Quotulatiousness

August 20, 2012

Punks as snobs

Filed under: Europe, Law, Media, Religion, Russia — Tags: , , , — Nicholas @ 09:06

Always willing to explore the contrarian position, Brendan O’Neill explains why Pussy Riot’s legal issues have gotten so much attention in the west:

Pussy Riot’s closing statements in their trial for blasphemy confirmed that they have not only inherited the original punk movement’s thrashing guitars and in-yer-face sensibility; they have also effusively embraced its art-school snobbishness.

Punk, in its original incarnation, was always as much a screech of rage against the “sheeple” as it was a two-fingered salute to the powers-that-be. Think Johnny Rotten wailing “They made you a moron!” in the Sex Pistols’ “God Save the Queen”. “Don’t be told what you want / Don’t be told what you need”, sang Rotten, expressing the core belief of punk — that the vast bulk of the masses, effectively everyone except the punks, had been moulded into a moron by the man.
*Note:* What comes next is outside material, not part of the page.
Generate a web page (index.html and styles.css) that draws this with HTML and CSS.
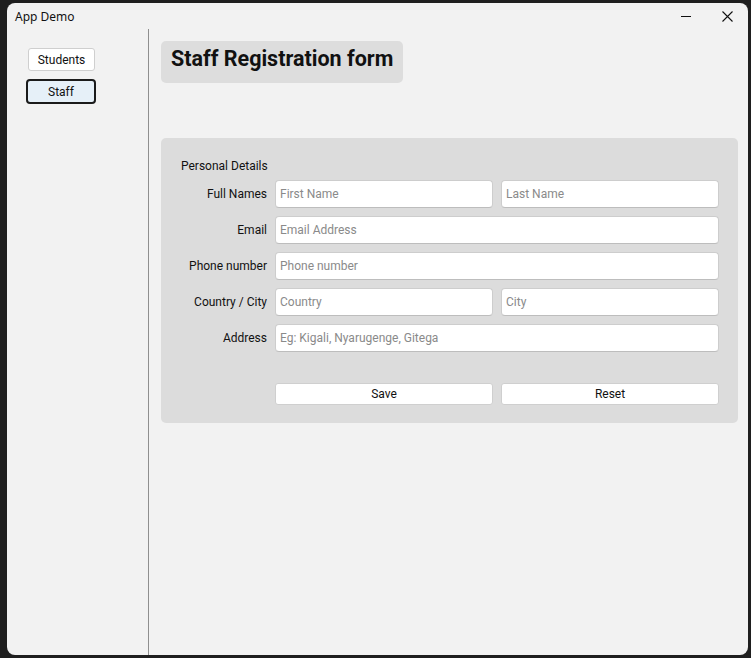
FILE: index.html
```html
<!DOCTYPE html>
<html>
<head>
<meta charset="utf-8">
<link rel="stylesheet" href="styles.css">
</head>
<body>
<div class="window">
  <div class="titlebar">
    <span class="app-title">App Demo</span>
    <div class="controls">
      <span class="ctl"><svg width="10" height="10" viewBox="0 0 10 10"><path d="M0 5.5H10" stroke="#111" stroke-width="1"/></svg></span>
      <span class="ctl"><svg width="11" height="11" viewBox="0 0 11 11"><path d="M0.5 0.5L10.5 10.5M10.5 0.5L0.5 10.5" stroke="#111" stroke-width="1.1"/></svg></span>
    </div>
  </div>
  <div class="app">
    <nav class="sidebar">
      <button class="nav-btn">Students</button>
      <button class="nav-btn active">Staff</button>
    </nav>
    <main class="main">
      <div class="header"><h1>Staff Registration form</h1></div>
      <section class="panel">
        <div class="section-title">Personal Details</div>
        <div class="form">
          <label class="lbl">Full Names</label>
          <input class="inp" placeholder="First Name">
          <input class="inp" placeholder="Last Name">
          <label class="lbl">Email</label>
          <input class="inp wide" placeholder="Email Address">
          <label class="lbl">Phone number</label>
          <input class="inp wide" placeholder="Phone number">
          <label class="lbl">Country / City</label>
          <input class="inp" placeholder="Country">
          <input class="inp" placeholder="City">
          <label class="lbl">Address</label>
          <input class="inp wide" placeholder="Eg: Kigali, Nyarugenge, Gitega">
        </div>
        <div class="actions">
          <button class="act">Save</button>
          <button class="act">Reset</button>
        </div>
      </section>
    </main>
  </div>
</div>
</body>
</html>
```

FILE: styles.css
```css
* { box-sizing: border-box; }
html, body { margin: 0; }
body {
  background: #1f1f1f;
  padding: 3px 3px 3px 7px;
  width: 751px;
  height: 658px;
  font-family: Roboto, "Noto Sans", sans-serif;
}
.window {
  width: 741px;
  height: 652px;
  background: #f2f2f2;
  border-radius: 8px;
  display: flex;
  flex-direction: column;
  overflow: hidden;
}
.titlebar {
  height: 26px;
  display: flex;
  align-items: center;
  padding-left: 8px;
  flex: none;
}
.app-title {
  font-family: "Noto Sans", sans-serif;
  font-size: 12px;
  color: #111;
  margin-top: 1px;
}
.controls {
  margin-left: auto;
  display: flex;
  align-items: center;
  margin-right: 15px;
}
.ctl { display: flex; }
.ctl:first-child { margin-right: 31px; }
.ctl:last-child { margin-top: 1px; }
.app {
  flex: 1;
  display: flex;
}
.sidebar {
  width: 142px;
  border-right: 1px solid #8f8f8f;
  padding: 19px 0 0 21px;
  display: flex;
  flex-direction: column;
  align-items: flex-start;
  gap: 9px;
  flex: none;
}
.nav-btn {
  width: 67px;
  height: 23px;
  background: #fff;
  border: 1px solid #cfcfcf;
  border-radius: 3px;
  font-family: Roboto, sans-serif;
  font-size: 12px;
  color: #111;
  padding: 0;
}
.nav-btn.active {
  background: #e6f0f8;
  border: 2px solid #1b1b1b;
  border-radius: 4px;
  width: 70px;
  height: 25px;
  margin-left: -2px;
  margin-top: -1px;
}
.main {
  flex: 1;
  padding: 12px 0 0 12px;
}
.header {
  display: inline-block;
  background: #dddddd;
  border-radius: 5px;
  height: 42px;
  padding: 0 10px;
}
.header h1 {
  margin: 0;
  font-size: 21.5px;
  font-weight: 700;
  line-height: 36px;
  color: #111;
}
.panel {
  margin-top: 55px;
  width: 577px;
  background: #dcdcdc;
  border-radius: 5px;
  padding: 20px 19px 18px 20px;
}
.section-title {
  font-size: 12px;
  line-height: 16px;
  color: #111;
  margin-bottom: 6px;
}
.form {
  display: grid;
  grid-template-columns: 86px 218px 218px;
  grid-auto-rows: 28px;
  column-gap: 8px;
  row-gap: 8px;
}
.lbl {
  font-size: 12px;
  color: #111;
  text-align: right;
  align-self: center;
  white-space: nowrap;
}
.inp {
  height: 28px;
  background: #fff;
  border: 1px solid #cdcdcd;
  border-bottom-color: #bdbdbd;
  border-radius: 4px;
  padding: 0 4px;
  font-family: Roboto, sans-serif;
  font-size: 12px;
  color: #111;
  outline: none;
}
.inp::placeholder { color: #8a8a8a; }
.wide { grid-column: 2 / 4; }
.actions {
  display: grid;
  grid-template-columns: 218px 218px;
  column-gap: 8px;
  margin: 31px 0 0 94px;
}
.act {
  height: 22px;
  background: #fff;
  border: 1px solid #cfcfcf;
  border-radius: 3px;
  font-family: Roboto, sans-serif;
  font-size: 12px;
  color: #111;
  padding: 0;
}
```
The same snobbish thinking animates Pussy Riot today. In her closing statement, Nadezhda Tolokonnikova bemoaned the “enforced civic passivity of the bulk of the population” in Russia. She said the Russian regime “easily manipulates public opinion” — which sounds like an attack on the regime but it is also a sly salvo against the Russian masses, who must have minds like putty if they can be so easily manipulated. In contrast to this civil slavishness, Pussy Riot are all about “authentic genuineness and simplicity”, said Tolokonnikova.

[. . .]

Now we can see why Pussy Riot are so popular among many liberal opinion-formers here in the West — it is because both share a view of the little people as less culturally sophisticated and more easily forced into conformism than the commenting, bohemian, punkish sets. But of course, making snobbish statements and singing rubbish songs should not be a crime. Pussy Riot should be freed from prison immediately and allowed to continue expressing their loathing of Putin’s regime and their disgust with the Russian masses.

1 Comment

  1. I’d call it a variety of gnosticism, but anything built around supposedly hidden knowledge—be it punk or Masonic ritual—must by definition have an element of snobbery.